I went to a publicity event for the new Talisker Skye the other day, one of those very PR-heavy, all guns blazing, no-expense-spared jobbies. If I made a list of “Things you associate with Talisker”, they had it in the setup. There were seafood canapés, and a soundtrack of waves lapping against the shore; they had a lump of peat burning slowly in front of an unobtrusive fan, filling the room with a gentle smoke; the whole thing was held at the London Canal Museum, so we were surrounded by various bits of boating and maritime paraphernalia, and tastings were held on a barge outside. In fact the only thing missing was a judicious sprinkling of pepper, which might have been deliberate – I’ll come back to that later.

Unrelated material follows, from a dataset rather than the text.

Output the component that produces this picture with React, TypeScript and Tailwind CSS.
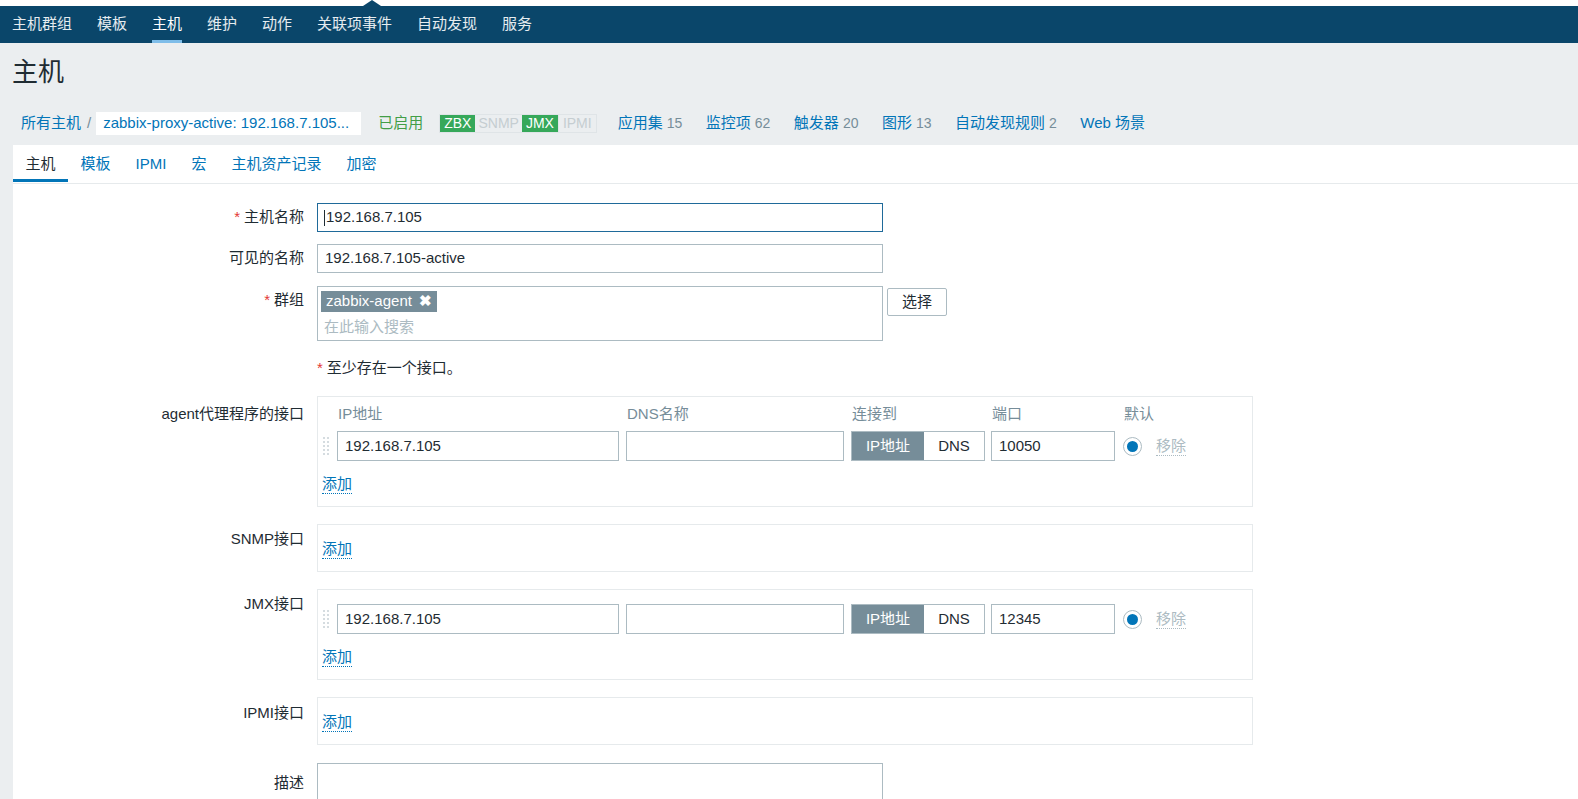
import React from "react";

const font = "font-['Liberation_Sans','Noto_Sans_CJK_SC',sans-serif]";

const navItems = ["主机群组", "模板", "主机", "维护", "动作", "关联项事件", "自动发现", "服务"];

function AddLink() {
  return (
    <span className="text-[#0275b8] border-b border-dotted border-[#0275b8] leading-[18px]">添加</span>
  );
}

function DragHandle() {
  return (
    <div className="w-[15px] h-[30px] flex items-center">
      <div className="grid grid-cols-2 gap-x-[2px] gap-y-[2px] ml-[1px]">
        {Array.from({ length: 10 }).map((_, i) => (
          <span key={i} className="w-[2px] h-[2px] bg-[#d5dce0]" />
        ))}
      </div>
    </div>
  );
}

function InterfaceRow({ port }: { port: string }) {
  return (
    <div className="flex items-center h-[30px]">
      <DragHandle />
      <div className="w-[282px] h-[30px] border border-[#acbbc2] bg-white px-[7px] flex items-center">192.168.7.105</div>
      <div className="ml-[7px] w-[218px] h-[30px] border border-[#acbbc2] bg-white" />
      <div className="ml-[7px] w-[134px] h-[30px] border border-[#acbbc2] flex">
        <div className="w-[72px] bg-[#768d99] text-white flex items-center justify-center">IP地址</div>
        <div className="flex-1 flex items-center justify-center">DNS</div>
      </div>
      <div className="ml-[6px] w-[124px] h-[30px] border border-[#acbbc2] bg-white px-[7px] flex items-center">{port}</div>
      <div className="ml-[8px] w-[19px] h-[19px] rounded-full border border-[#acbbc2] flex items-center justify-center">
        <span className="w-[11px] h-[11px] rounded-full bg-[#0275b8]" />
      </div>
      <span className="ml-[14px] text-[#acbbc2] border-b border-dotted border-[#acbbc2] leading-[18px]">移除</span>
    </div>
  );
}

function Row({
  label,
  required,
  children,
  className,
  labelPad,
}: {
  label: string;
  required?: boolean;
  children: React.ReactNode;
  className?: string;
  labelPad?: string;
}) {
  return (
    <div className={`flex items-start ${className ?? ""}`}>
      <div className={`w-[291px] text-right leading-[18px] shrink-0 ${labelPad ?? "pt-[5px]"}`}>
        {required && <span className="text-[#e33734] mr-[4px]">*</span>}
        {label}
      </div>
      <div className="ml-[13px]">{children}</div>
    </div>
  );
}

function Box({ children, className }: { children: React.ReactNode; className?: string }) {
  return (
    <div className={`w-[936px] border border-[#e6eaec] bg-white pl-[4px] ${className ?? ""}`}>{children}</div>
  );
}

export default function App() {
  return (
    <div className={`min-h-screen bg-[#ebeef0] text-[15px] text-[#1f2c33] ${font}`}>
      <div className="h-[6px] bg-white relative">
        <svg className="absolute left-[363px] top-0" width="18" height="6" viewBox="0 0 18 6">
          <polygon points="0,6 9,0 18,6" fill="#0a466a" />
        </svg>
      </div>
      <nav className="h-[37px] bg-[#0a466a] flex items-stretch pl-[12px] gap-[25px]">
        {navItems.map((n) => (
          <div key={n} className={`relative flex items-center ${n === "主机" ? "text-white" : "text-white/90"}`}>
            {n}
            {n === "主机" && <span className="absolute left-0 right-0 bottom-0 h-[3px] bg-[#7ebde9]" />}
          </div>
        ))}
      </nav>

      <h1 className="pl-[12px] pt-[14px] text-[26px] leading-[30px] font-normal">主机</h1>

      <div className="mt-[25px] h-[23px] flex items-center pl-[21px]">
        <span className="text-[#0275b8]">所有主机</span>
        <span className="ml-[6px] mr-[5px] text-[#768d99]">/</span>
        <span className="bg-white h-[23px] px-[7px] flex items-center text-[#0275b8] w-[265px]">zabbix-proxy-active: 192.168.7.105...</span>
        <span className="ml-[17px] text-[#429e47]">已启用</span>
        <div className="ml-[16px] flex h-[19px] border border-[#dfe4e7] text-[14px] leading-[17px]">
          <span className="px-[4px] bg-[#36a85a] text-white">ZBX</span>
          <span className="px-[3px] text-[#c5cdd1]">SNMP</span>
          <span className="px-[4px] bg-[#36a85a] text-white">JMX</span>
          <span className="px-[4px] text-[#c5cdd1] border-l border-[#dfe4e7]">IPMI</span>
        </div>
        {[
          ["应用集", "15"],
          ["监控项", "62"],
          ["触发器", "20"],
          ["图形", "13"],
          ["自动发现规则", "2"],
          ["Web 场景", ""],
        ].map(([t, c], i) => (
          <span key={t} className={`${i === 0 ? "ml-[21px]" : "ml-[23.5px]"} text-[#0275b8]`}>
            {t}
            {c && <span className="text-[#768d99] text-[14px] ml-[4px]">{c}</span>}
          </span>
        ))}
      </div>

      <div className="mt-[10px] ml-[13px] bg-white pb-[40px]">
        <div className="h-[39px] flex border-b border-[#e6eaec]">
          {["主机", "模板", "IPMI", "宏", "主机资产记录", "加密"].map((t, i) => (
            <div
              key={t}
              className={`relative px-[12.5px] flex items-center ${i === 0 ? "text-[#1f2c33]" : "text-[#0275b8]"}`}
            >
              {t}
              {i === 0 && <span className="absolute left-0 right-0 bottom-[1px] h-[3px] bg-[#0275b8]" />}
            </div>
          ))}
        </div>

        <div className="pt-[19px]">
          <Row label="主机名称" required>
            <div className="w-[566px] h-[29px] border border-[#1f6a9a] flex items-center px-[6px]">
              <span className="w-[1px] h-[16px] bg-[#1f2c33] mr-[1px]" />
              192.168.7.105
            </div>
          </Row>
          <Row label="可见的名称" className="mt-[12px]">
            <div className="w-[566px] h-[29px] border border-[#acbbc2] flex items-center px-[7px]">192.168.7.105-active</div>
          </Row>
          <Row label="群组" required className="mt-[13px]">
            <div className="flex items-start">
              <div className="w-[566px] h-[55px] border border-[#acbbc2] pl-[3px] pt-[3px]">
                <span className="inline-flex items-center h-[21px] bg-[#768d99] text-white px-[5px]">
                  zabbix-agent
                  <span className="ml-[7px] text-[15px] font-bold">✖</span>
                </span>
                <div className="mt-[5px] pl-[3px] text-[#acbbc2] leading-[18px]">在此输入搜索</div>
              </div>
              <div className="ml-[4px] mt-[2px] w-[60px] h-[28px] border border-[#acbbc2] rounded-[2px] flex items-center justify-center">选择</div>
            </div>
          </Row>
          <Row label="" className="mt-[13px]">
            <div className="leading-[18px] pt-[5px]">
              <span className="text-[#e33734] mr-[4px]">*</span>至少存在一个接口。
            </div>
          </Row>

          <Row label="agent代理程序的接口" className="mt-[19px]" labelPad="pt-[9px]">
            <Box className="pt-[8px] pb-[12px]">
              <div className="flex h-[18px] leading-[18px] text-[#768d99]">
                <span className="ml-[16px] w-[289px]">IP地址</span>
                <span className="w-[225px]">DNS名称</span>
                <span className="w-[140px]">连接到</span>
                <span className="w-[132px]">端口</span>
                <span>默认</span>
              </div>
              <div className="mt-[8px]">
                <InterfaceRow port="10050" />
              </div>
              <div className="mt-[13px] h-[20px] flex items-center">
                <AddLink />
              </div>
            </Box>
          </Row>

          <Row label="SNMP接口" className="mt-[17px]" labelPad="pt-[6px]">
            <Box className="pt-[15px] pb-[13px]">
              <div className="h-[18px] flex items-center">
                <AddLink />
              </div>
            </Box>
          </Row>

          <Row label="JMX接口" className="mt-[17px]" labelPad="pt-[6px]">
            <Box className="pt-[14px] pb-[12px]">
              <InterfaceRow port="12345" />
              <div className="mt-[13px] h-[20px] flex items-center">
                <AddLink />
              </div>
            </Box>
          </Row>

          <Row label="IPMI接口" className="mt-[17px]" labelPad="pt-[7px]">
            <Box className="pt-[15px] pb-[13px]">
              <div className="h-[18px] flex items-center">
                <AddLink />
              </div>
            </Box>
          </Row>

          <Row label="描述" className="mt-[18px]" labelPad="pt-[11px]">
            <div className="w-[566px] h-[70px] border border-[#acbbc2]" />
          </Row>
        </div>
      </div>
    </div>
  );
}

Of course, being the cynical man that I am, the first question I asked myself was, “Is this meant to enhance the whisky, or disguise it?” It’s a question that gets asked in many different places, and many different forms. Serve your Bunnahabhain 12yo with a slice of ginger cake, and it’s a brilliant piece of food pairing; add an ice cube to your glass and you’re closing off the aromas and oversimplifying your view of the whisky. I’m all in favour of the first example (if you’ve not tried that particular pairing, I really recommend it), and while I agree with the facts of the second, I’m not against the practice. I drink whisky for my sake, not for the sake of the whisky, and if I can change the taste so that I enjoy it more, I will, even if it means adding Coke (in theory; I don’t like Coke anyway, so the point is moot).
So what about this new Talisker? Are they dressing up a bland whisky by overloading the other senses? Or are they simply enhancing it, picking out and framing each of the subtle elements that make it what it is? At this point, I’m not sure I even care – if I get invited to a big party, loads of cool drinks and cool people (they had Andrea Montague doing cocktails – that’s pretty awesome), and all they ask is that I drink their free whisky while they show its best side, that’s fine by me. But I like to pretend that I can maintain enough objectivity to taste the whisky as it is. So here goes:
Typically untamed on the nose, though a little sweeter than the 10yo – I get coal smoke and bracken, with a bit of apricot. It’s a nose that could have been hand-made for me – the freedom of the wilderness, but with a soft underbelly.
Not that I was expecting it to, but the palate doesn’t quite carry the baton. The smoke is softer than on the nose, a gentle wood-smoke. Quite sweet and herbal – my old school had an apothecary garden (that probably says quite a lot about me), and that’s what came to mind. There’s a bit of citrus there as well as the trademark pepper, but you have to go looking for it – in fact nothing about the palate really grabs you.
The finish is basically a faded watercolour version of what came before – the smoke dies into ashiness, tempered by some lingering sweetness. Not unpleasant at all, but not one to take your time over, like reading J. K. Rowling.
And that basically sums up the whole whisky. It’s a pretty decent one, one that I enjoyed while drinking, but not one that will linger in the memory. Talisker have stated that the idea behind the Skye is to reduce pressure on their stock levels, to keep the 10yo alive, albeit on a smaller scale, and if I’m honest, that’s probably its best feature. But as a gentle introduction to the range, it works great, and if you’ve got a friend who just can’t get into the Talisker style, this might be the one to change their mind.